传统的Transformer结构主要用于处理自然语言领域的词向量(Word Embedding or Word Vector),词向量与传统图像数据的主要区别在于,词向量通常是一维向量进行堆叠,而图片则是二维矩阵的堆叠,多头注意力机制在处理一维词向量的堆叠时会提取词向量之间的联系也就是上下文语义,这使得Transformer在自然语言处理领域非常好用,而二维图片矩阵如何与一维词向量进行转化就成为了Transformer进军图像处理领域的一个小门槛。

在ViT模型中:

  1. 通过将输入图像在每个channel上划分为16*16个patch,这一步是通过卷积操作来完成的,当然也可以人工进行划分,但卷积操作也可以达到目的同时还可以进行一次而外的数据处理;例如一幅输入224 x 224的图像,首先经过卷积处理得到16 x 16个patch,那么每一个patch的大小就是14 x 14。

  2. 再将每一个patch的矩阵拉伸成为一个一维向量,从而获得了近似词向量堆叠的效果。上一步得到的14 x 14的patch就转换为长度为196的向量。

这是图像输入网络经过的第一步处理。具体Patch Embedding的代码如下所示:

class PatchEmbedding(nn.Cell):
    MIN_NUM_PATCHES = 4

    def __init__(self,
                 image_size: int = 224,
                 patch_size: int = 16,
                 embed_dim: int = 768,
                 input_channels: int = 3):
        super(PatchEmbedding, self).__init__()

        self.image_size = image_size
        self.patch_size = patch_size
        self.num_patches = (image_size // patch_size) ** 2
        self.conv = nn.Conv2d(input_channels, embed_dim, kernel_size=patch_size, stride=patch_size, has_bias=True)

    def construct(self, x):
        """Path Embedding construct."""
        x = self.conv(x)
        b, c, h, w = x.shape
        x = ops.reshape(x, (b, c, h * w))
        x = ops.transpose(x, (0, 2, 1))

        return x

输入图像在划分为patch之后,会经过pos_embedding 和 class_embedding两个过程。

  1. class_embedding主要借鉴了BERT模型的用于文本分类时的思想,在每一个word vector之前增加一个类别值,通常是加在向量的第一位,上一步得到的196维的向量加上class_embedding后变为197维。

  2. 增加的class_embedding是一个可以学习的参数,经过网络的不断训练,最终以输出向量的第一个维度的输出来决定最后的输出类别;由于输入是16 x 16个patch,所以输出进行分类时是取 16 x 16个class_embedding进行分类。

  3. pos_embedding也是一组可以学习的参数,会被加入到经过处理的patch矩阵中。

  4. 由于pos_embedding也是可以学习的参数,所以它的加入类似于全链接网络和卷积的bias。这一步就是创造一个长度维197的可训练向量加入到经过class_embedding的向量中。

实际上,pos_embedding总共有4种方案。但是经过作者的论证,只有加上pos_embedding和不加pos_embedding有明显影响,至于pos_embedding是一维还是二维对分类结果影响不大,所以,在我们的代码中,也是采用了一维的pos_embedding,由于class_embedding是加在pos_embedding之前,所以pos_embedding的维度会比patch拉伸后的维度加1。
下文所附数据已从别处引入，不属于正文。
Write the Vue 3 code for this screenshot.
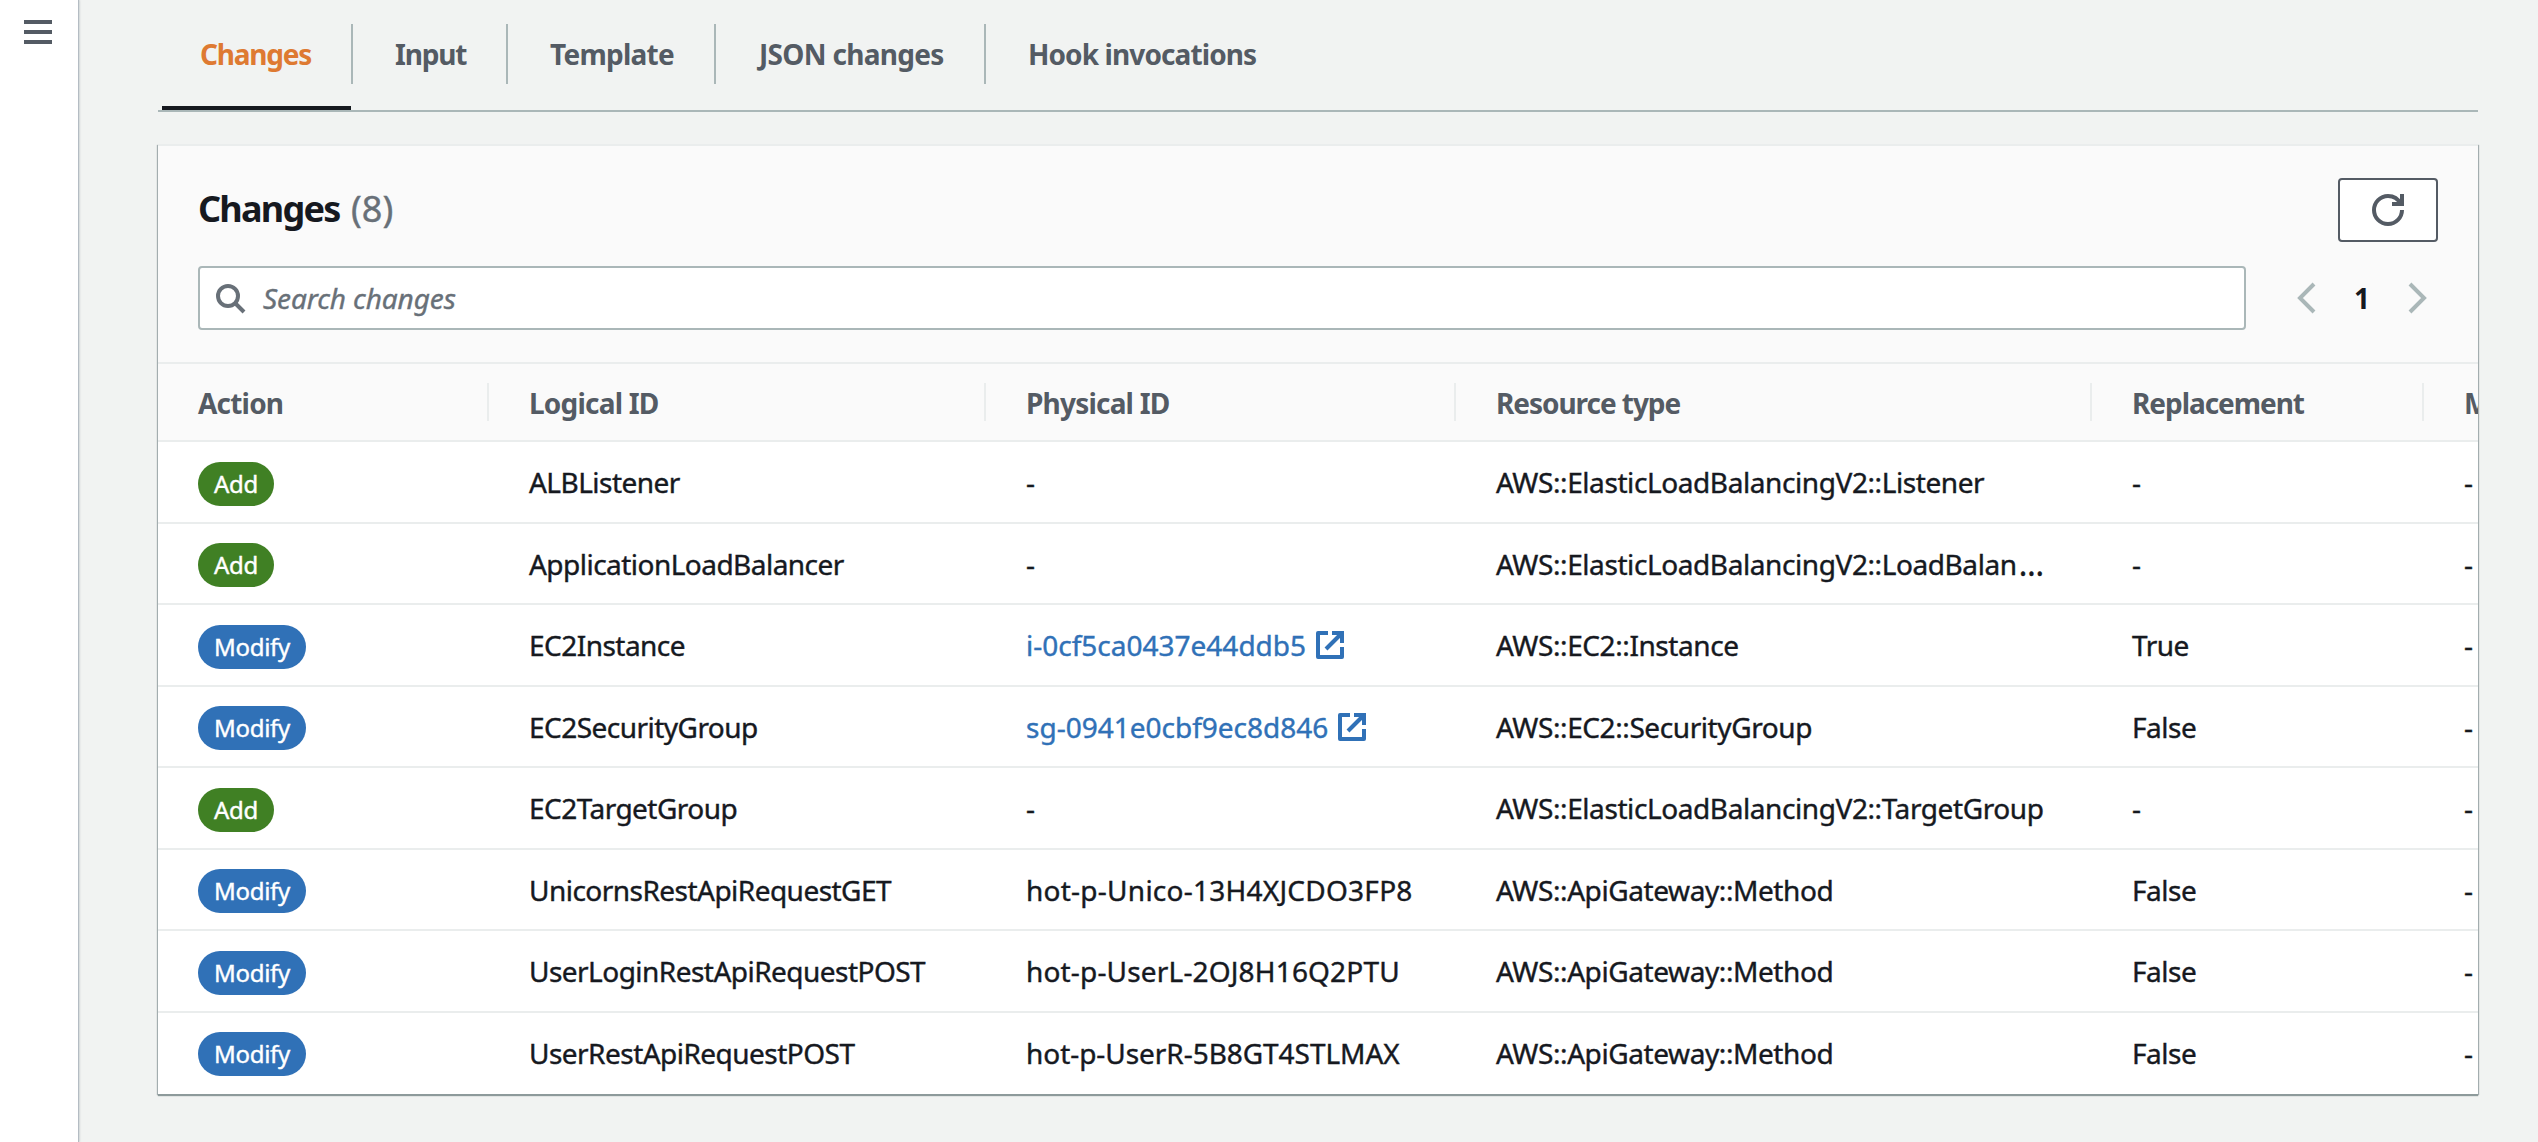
<script setup>
const tabs = [
  { label: 'Changes', cls: 't-changes', active: true },
  { label: 'Input', cls: 't-input' },
  { label: 'Template', cls: 't-template' },
  { label: 'JSON changes', cls: 't-json' },
  { label: 'Hook invocations', cls: 't-hook' },
]

const columns = [
  { label: 'Action', cls: 'h-short' },
  { label: 'Logical ID', cls: 'h-id' },
  { label: 'Physical ID', cls: 'h-id' },
  { label: 'Resource type' },
  { label: 'Replacement' },
  { label: 'Module' },
]

const changes = [
  { action: 'Add', logical: 'ALBListener', physical: '-', type: 'AWS::ElasticLoadBalancingV2::Listener', replacement: '-' },
  { action: 'Add', logical: 'ApplicationLoadBalancer', physical: '-', type: 'AWS::ElasticLoadBalancingV2::LoadBalan', truncated: true, replacement: '-' },
  { action: 'Modify', logical: 'EC2Instance', physical: 'i-0cf5ca0437e44ddb5', link: true, type: 'AWS::EC2::Instance', replacement: 'True' },
  { action: 'Modify', logical: 'EC2SecurityGroup', physical: 'sg-0941e0cbf9ec8d846', link: true, type: 'AWS::EC2::SecurityGroup', replacement: 'False' },
  { action: 'Add', logical: 'EC2TargetGroup', physical: '-', type: 'AWS::ElasticLoadBalancingV2::TargetGroup', replacement: '-' },
  { action: 'Modify', logical: 'UnicornsRestApiRequestGET', physical: 'hot-p-Unico-13H4XJCDO3FP8', pcls: 'wide', type: 'AWS::ApiGateway::Method', replacement: 'False' },
  { action: 'Modify', logical: 'UserLoginRestApiRequestPOST', physical: 'hot-p-UserL-2OJ8H16Q2PTU', pcls: 'mid', type: 'AWS::ApiGateway::Method', replacement: 'False' },
  { action: 'Modify', logical: 'UserRestApiRequestPOST', physical: 'hot-p-UserR-5B8GT4STLMAX', pcls: 'narrow', type: 'AWS::ApiGateway::Method', replacement: 'False' },
]
</script>

<template>
  <div class="page">
    <aside class="rail">
      <button class="menu" aria-label="Open navigation"><i></i><i></i><i></i></button>
    </aside>

    <main class="content">
      <nav class="tabs">
        <div v-for="t in tabs" :key="t.label" class="tab" :class="[t.cls, { active: t.active }]">
          <span class="tab-label">{{ t.label }}</span>
        </div>
      </nav>

      <section class="card">
        <header class="card-head">
          <div class="title-row">
            <h2><span class="title">Changes</span><span class="count">(8)</span></h2>
            <button class="refresh" aria-label="Refresh">
              <svg width="32" height="32" viewBox="0 0 16 16" fill="none" stroke="#545b64" stroke-width="2">
                <path d="M15 8c0 3.87-3.13 7-7 7s-7-3.13-7-7 3.13-7 7-7c2.79 0 5.2 1.63 6.33 4" />
                <path d="M15 0v5h-5" />
              </svg>
            </button>
          </div>
          <div class="filter-row">
            <div class="search">
              <svg width="32" height="32" viewBox="0 0 16 16" fill="none" stroke="#687078" stroke-width="2">
                <circle cx="7" cy="7" r="5" />
                <path d="M15 15l-4.5-4.5" />
              </svg>
              <span class="placeholder">Search changes</span>
            </div>
            <div class="pager">
              <svg width="32" height="32" viewBox="0 0 16 16" fill="none" stroke="#aab7b8" stroke-width="2">
                <path d="M12 1L5 8l7 7" />
              </svg>
              <span class="page-no">1</span>
              <svg width="32" height="32" viewBox="0 0 16 16" fill="none" stroke="#aab7b8" stroke-width="2">
                <path d="M4 1l7 7-7 7" />
              </svg>
            </div>
          </div>
        </header>

        <div class="row head">
          <div v-for="c in columns" :key="c.label" class="cell" :class="c.cls"><span>{{ c.label }}</span></div>
        </div>
        <div v-for="r in changes" :key="r.logical" class="row body">
          <div class="cell"><span class="badge" :class="r.action.toLowerCase()">{{ r.action }}</span></div>
          <div class="cell logical">{{ r.logical }}</div>
          <div class="cell" :class="r.pcls">
            <a v-if="r.link" class="link">
              <span>{{ r.physical }}</span>
              <svg width="32" height="32" viewBox="0 0 16 16" fill="none" stroke="#3071b7" stroke-width="2" stroke-linejoin="round">
                <path d="M9 2h5v5" stroke-linejoin="miter" />
                <path d="M6 10l8-8" />
                <path d="M14 9v5H2V2h5" />
              </svg>
            </a>
            <span v-else>{{ r.physical }}</span>
          </div>
          <div class="cell type">{{ r.type }}<span v-if="r.truncated" class="more">…</span></div>
          <div class="cell replacement">{{ r.replacement }}</div>
          <div class="cell">-</div>
        </div>
      </section>
    </main>
  </div>
</template>

<style>
body {
  margin: 0;
  background: #f1f3f2;
}
</style>

<style scoped>
* {
  box-sizing: border-box;
}
.page {
  display: flex;
  height: 1142px;
  overflow: hidden;
  background: #f1f3f2;
  color: #16191f;
  font: 28px/40px "Noto Sans", sans-serif;
}
.rail {
  width: 78px;
  flex: none;
  background: #fff;
  box-shadow: 1px 0 1px #b4bcc3, 2px 0 2px rgba(0, 28, 36, 0.1);
  padding: 20px 0 0 24px;
}
.menu {
  display: flex;
  flex-direction: column;
  gap: 6px;
  padding: 0;
  border: 0;
  background: none;
}
.menu i {
  width: 28px;
  height: 4px;
  background: #545b64;
}
.content {
  width: 2320px;
  margin-left: 80px;
}
.tabs {
  display: flex;
  height: 112px;
  padding-left: 4px;
  border-bottom: 2px solid #aab7b8;
}
.tab {
  height: 110px;
  padding-top: 24px;
  font-weight: 700;
  color: #545b64;
}
.tab-label {
  display: block;
  height: 60px;
  line-height: 61px;
  padding-left: 42px;
  border-right: 2px solid #aab7b8;
  white-space: nowrap;
}
.tab.active {
  color: #de7a32;
  display: flex;
  flex-direction: column;
  justify-content: space-between;
}
.tab.active::after {
  content: "";
  height: 4px;
  margin-right: 2px;
  background: #16191f;
}
.t-changes { width: 191px; letter-spacing: -1.2px; }
.t-changes .tab-label { padding-left: 38px; }
.t-input { width: 155px; letter-spacing: -1.2px; }
.t-template { width: 208px; letter-spacing: -0.74px; }
.t-json { width: 270px; letter-spacing: -0.7px; }
.t-json .tab-label { padding-left: 43px; }
.t-hook { letter-spacing: -0.9px; }
.t-hook .tab-label { border: 0; }

.card {
  height: 950px;
  margin-top: 32px;
  overflow: hidden;
  background: #fff;
  border-top: 2px solid #eaeded;
  box-shadow: 0 2px 1px #8d9a9b, 1px 1px 1px rgba(0, 28, 36, 0.3), -1px 1px 1px rgba(0, 28, 36, 0.3);
}
.card-head {
  height: 216px;
  padding: 32px 40px 0;
  background: #fafafa;
}
.title-row {
  display: flex;
  justify-content: space-between;
  height: 64px;
}
h2 {
  display: flex;
  margin: 0;
  font-size: 36px;
  line-height: 62px;
}
.title {
  width: 153px;
  letter-spacing: -1.75px;
}
.count {
  font-weight: 400;
  color: #687078;
  -webkit-text-stroke: 0.4px currentColor;
}
.refresh {
  display: flex;
  align-items: center;
  justify-content: center;
  width: 100px;
  height: 64px;
  padding: 0;
  background: #fff;
  border: 2px solid #545b64;
  border-radius: 4px;
}
.filter-row {
  display: flex;
  margin-top: 24px;
}
.search {
  display: flex;
  align-items: center;
  width: 2048px;
  height: 64px;
  padding-left: 14px;
  background: #fff;
  border: 2px solid #aab7b8;
  border-radius: 4px;
}
.placeholder {
  margin-left: 17px;
  font-style: italic;
  letter-spacing: -0.1px;
  color: #687078;
  -webkit-text-stroke: 0.4px currentColor;
}
.pager {
  display: flex;
  align-items: center;
  margin-left: 44px;
}
.page-no {
  width: 80px;
  text-align: center;
  font-weight: 700;
}
.row {
  display: grid;
  grid-template-columns: 331px 497px 470px 636px 332px 300px;
  height: 81.5px;
  border-bottom: 2px solid #eaeded;
}
.body {
  -webkit-text-stroke: 0.4px currentColor;
}
.row:last-child {
  border-bottom-color: #fff;
}
.cell {
  display: flex;
  align-items: center;
  padding-left: 40px;
  white-space: nowrap;
}
.body .cell {
  padding-top: 1px;
}
.head {
  height: 80px;
  background: #fafafa;
  border-top: 2px solid #eaeded;
  font-weight: 700;
  color: #545b64;
  letter-spacing: -1.05px;
}
.h-short,
.h-id {
  letter-spacing: -0.8px;
}
.head .cell > span {
  flex: 1;
  padding-top: 1px;
}
.head .cell::after {
  content: "";
  width: 2px;
  height: 38px;
  background: #eaeded;
}
.badge {
  height: 44px;
  margin-top: 3px;
  padding: 0 16px;
  border-radius: 22px;
  font-size: 24px;
  line-height: 44px;
  color: #fff;
}
.add { background: #408024; letter-spacing: -0.3px; }
.modify { background: #3071b7; letter-spacing: -0.3px; }
.logical { letter-spacing: -0.53px; }
.wide { letter-spacing: 0.25px; }
.mid { letter-spacing: 0.17px; }
.narrow { letter-spacing: -0.05px; }
.type { letter-spacing: -0.41px; }
.more {
  margin-left: 2px;
  font-size: 32px;
}
.replacement { letter-spacing: -0.5px; }
.link {
  display: flex;
  align-items: center;
  gap: 8px;
  color: #3071b7;
}
</style>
总的而言,ViT模型还是利用了Transformer模型在处理上下文语义时的优势,将图像转换为一种“变种词向量”然后进行处理,而这样转换的意义在于,多个patch之间本身具有空间联系,这类似于一种“空间语义”,从而获得了比较好的处理效果。

整体构建ViT

以下代码构建了一个完整的ViT模型。

from mindspore.common.initializer import Normal
from mindspore.common.initializer import initializer
from mindspore import Parameter


def init(init_type, shape, dtype, name, requires_grad):
    """Init."""
    initial = initializer(init_type, shape, dtype).init_data()
    return Parameter(initial, name=name, requires_grad=requires_grad)


class ViT(nn.Cell):
    def __init__(self,
                 image_size: int = 224,
                 input_channels: int = 3,
                 patch_size: int = 16,
                 embed_dim: int = 768,
                 num_layers: int = 12,
                 num_heads: int = 12,
                 mlp_dim: int = 3072,
                 keep_prob: float = 1.0,
                 attention_keep_prob: float = 1.0,
                 drop_path_keep_prob: float = 1.0,
                 activation: nn.Cell = nn.GELU,
                 norm: Optional[nn.Cell] = nn.LayerNorm,
                 pool: str = 'cls') -> None:
        super(ViT, self).__init__()

        self.patch_embedding = PatchEmbedding(image_size=image_size,
                                              patch_size=patch_size,
                                              embed_dim=embed_dim,
                                              input_channels=input_channels)
        num_patches = self.patch_embedding.num_patches

        self.cls_token = init(init_type=Normal(sigma=1.0),
                              shape=(1, 1, embed_dim),
                              dtype=ms.float32,
                              name='cls',
                              requires_grad=True)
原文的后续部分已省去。